3. Can have a database of beats. You could have many sequences defined in a file then mix and match them easily during a live performance ect. You can also do much more than beats if you wanted, i.e. note sequences. You can adjust the length to any tpb as well.


This all works by creating drumtracks and auxilary tracks. Drum tracks are one per instance of the class, and they are sequences which directly control the beats of a track on samplegrid, and you generally assign these by bassdrum, snare ect. You can use a length multiplier, so that if you double the tpb of a bmx, you can double the track lenmultiplier to keep up with the beat. Auxillary tracks can control anything on any other machine, you just have to assign it to it, and you can make any number of tracks per class instance. You could have one drumtrack, then control the entire rest of a song with auxilaries. Still, I generally intend for them to use things related particular class instance. 
These have the following formats:
track / aux = [valueone, valuetwo]
Specifically,
Track = [0, 1] or [0, 2] ect. You would think that 0, 1 would make 0, 1 track, but it actually makes 1, 0. 0 means trigger on that tick, and anything higher is the number of rests. so 0, 3, would translate to 1, 0, 0, 0
aux = [0, -2, 200, -1000, 10, 20, -5, 5, -1000] One track controls all auxes.

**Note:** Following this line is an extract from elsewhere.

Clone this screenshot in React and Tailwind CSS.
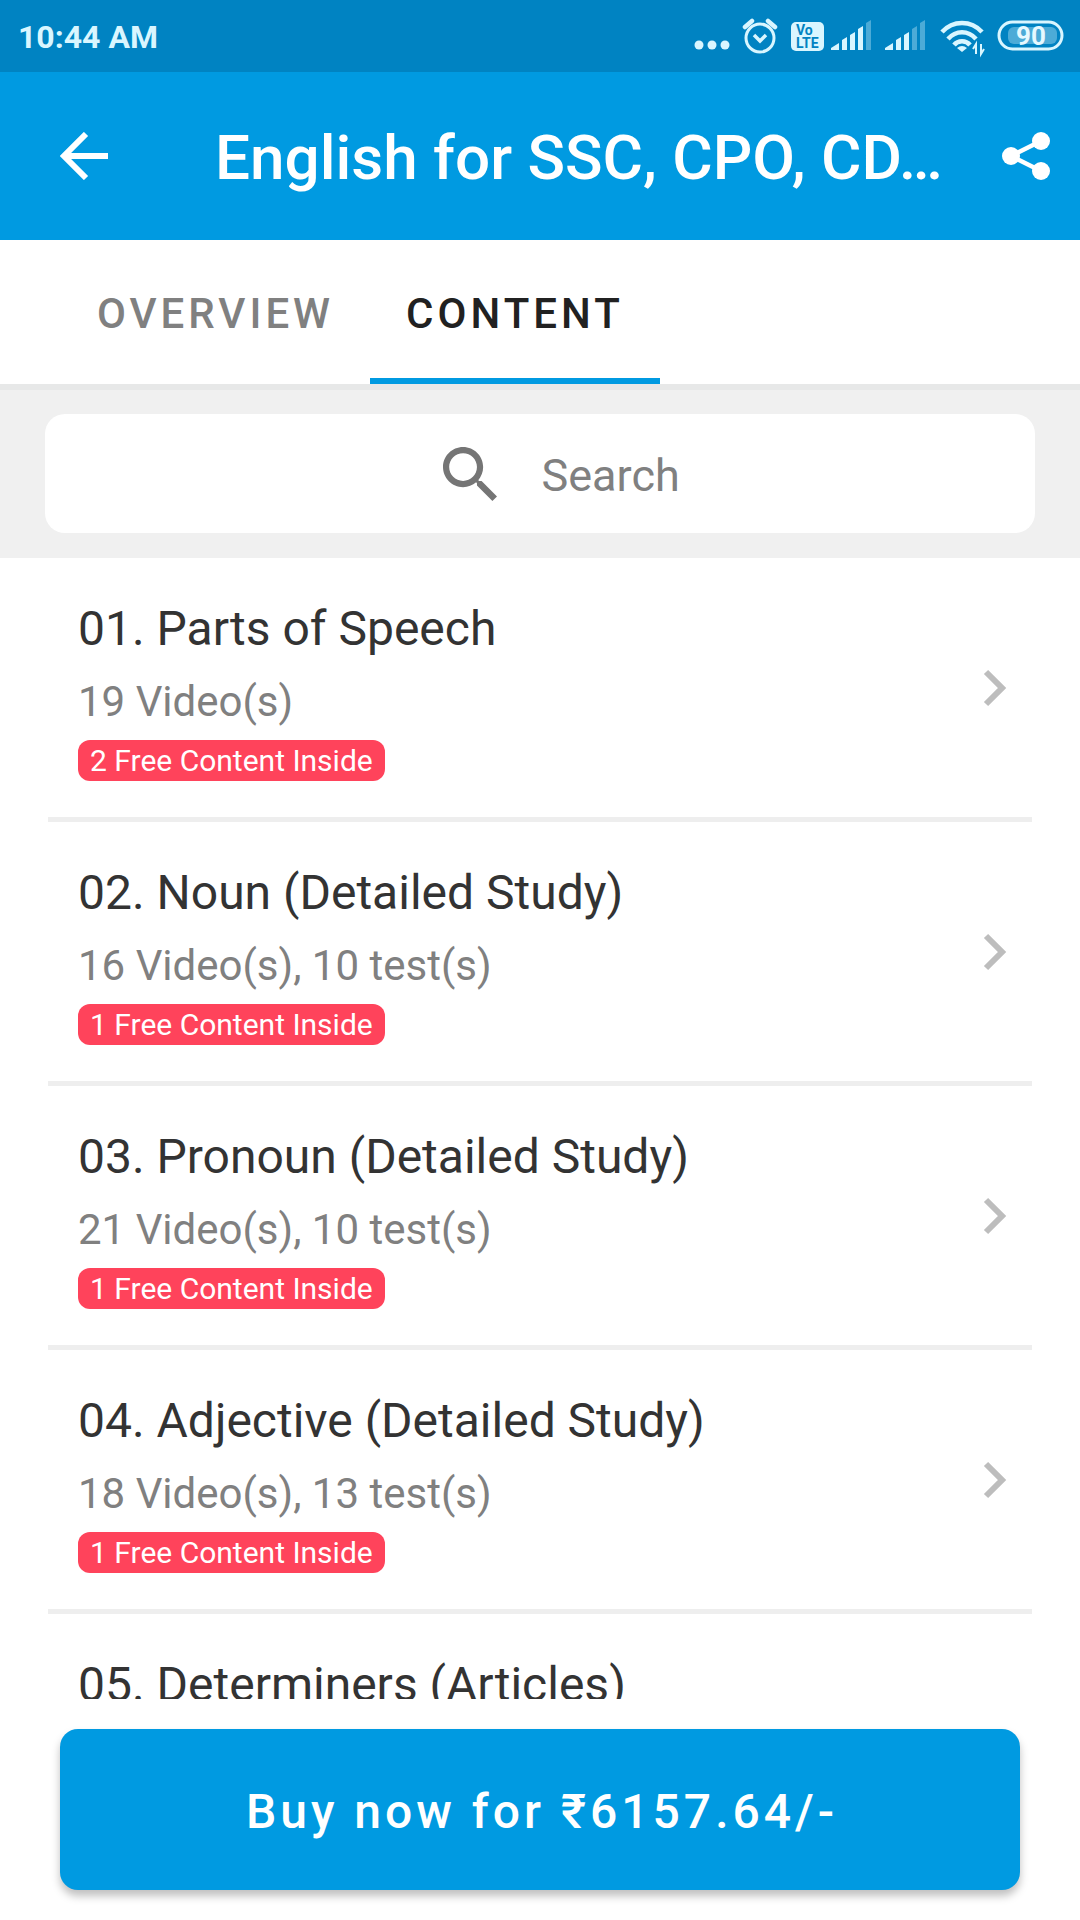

Zero or greater is a track value. A negative number is the number of rests. -1000 is track divider, such that before this, it will control the first track, and then afterwards it will control the next track, for any number of tracks. You have to have -1000 at the end of each defnition. 
You can see this implimented, along with some functions in the file imported with buzz. 

Installation:

Requirements:
Buzz
Pybuzz
Python 2.4
Newest Samplegrid2 beta (061110). You don't have to use this, although that's what its currently built around.
some midi controller, or polac vsti midi, ect

Just unzip the file somewhere and put pydrumlib.py in your site-packages folder in the python installation. When you open the bmx file to see the example, say yes to the excute script thingy. The file uses polac vsti as the midi controller, so when you open the bmx file, open the midi out controller selectable in the pvsti machine menu (i think any of them will work), and it should work ok. Press play once you've done that, then the notes the machine plays will control drum sequences.

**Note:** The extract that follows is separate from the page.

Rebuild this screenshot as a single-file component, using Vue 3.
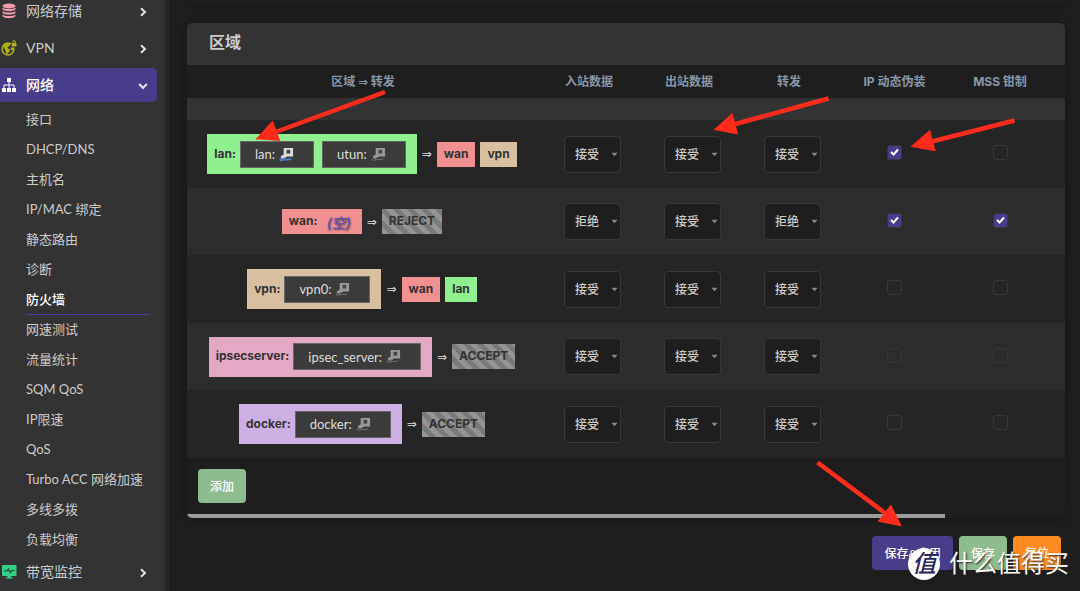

Eventually, you'll want to set up your own file with drumbeats etc, and use a different kit ect. I can provide more documentation later. 

Buze Support: Not sure. I know the demo file does not work in buze, and this is because, the midivst.dll does not work without the polac asio drivers. But, I bet if you get a midi controller, and just try it that way, then it would work fine. I'll try this myself when I get another minute.

Bugs / things to add / fix, in order of most pressing / easiest to fix to difficult / crazy ideas:

- Number of aux channels has to be fixed in the beggining with the fill aux function. Want to have to where you can chnage the number of auxes dynamically while the script is executing, although you can change the targets whenever

- It's a tick off :(   You have to tell it to do something a tick ahead of time, unless you have a track queued, and then you can press it well ahead in advance, and it will come in on time. Not sure if this is possible to fix or not. May end up have a user setting for tick latency

- re-importing the script behavior is a little off. It sets wierd targets, fills in the plaes that aren't supposed to be filled with tracks for samplegrid triggers


- queuing mechanism, right now doesn't work totatly well, and I want to have it to where you can press 4 notes really fast, and you have the next 4+ measures planned out

- Auxilary track length multiplier

- global interrupt feature does not currently work because I had to fix a bug and disable it, or rather, it doesn't fuction cause it and a couple of other random things are bypassed, so...

- don't like the -1000 aux separator. I wanted to have multiple aux lists within lists, but im not good enough at python yet to do this

- definately need some time of grouping mechanism. For example, if you want to queue to start a snare track, it will start when its track when it's done playing, not when the rest of the tracks are supposed to start. Cool behavior, but it would be nice to get the tracks synced at some point. This works in reverse, i.e. you can interrupt already playing tracks together, all at once

- need to, in general, put more into library, and less into implimentation. I could make drumtrack declarations fillblank and settarge automatically with ease, but I want to do this on a wider scale, and for bug testing and feature exploration

- GUI. Don't know where to begin with this :P 

- Moreover, Machinenize. Make it like any other peerctrl machine. Don't care to at this juncture, but soon.

- Access SQL. T'would be neat to have a sql server running to store arrays and such, and then if you were playing with other people, you could have a central database to access and edit realtime for which all musicians could use.

- Forecasting. Be able to predict / make up drum beats bassed on past values. Could do this right now, but what comes out of the speakers is another thing. Definately not pressing, and to do it right, I'd have to use FANN models, which is a little bit more difficult to do.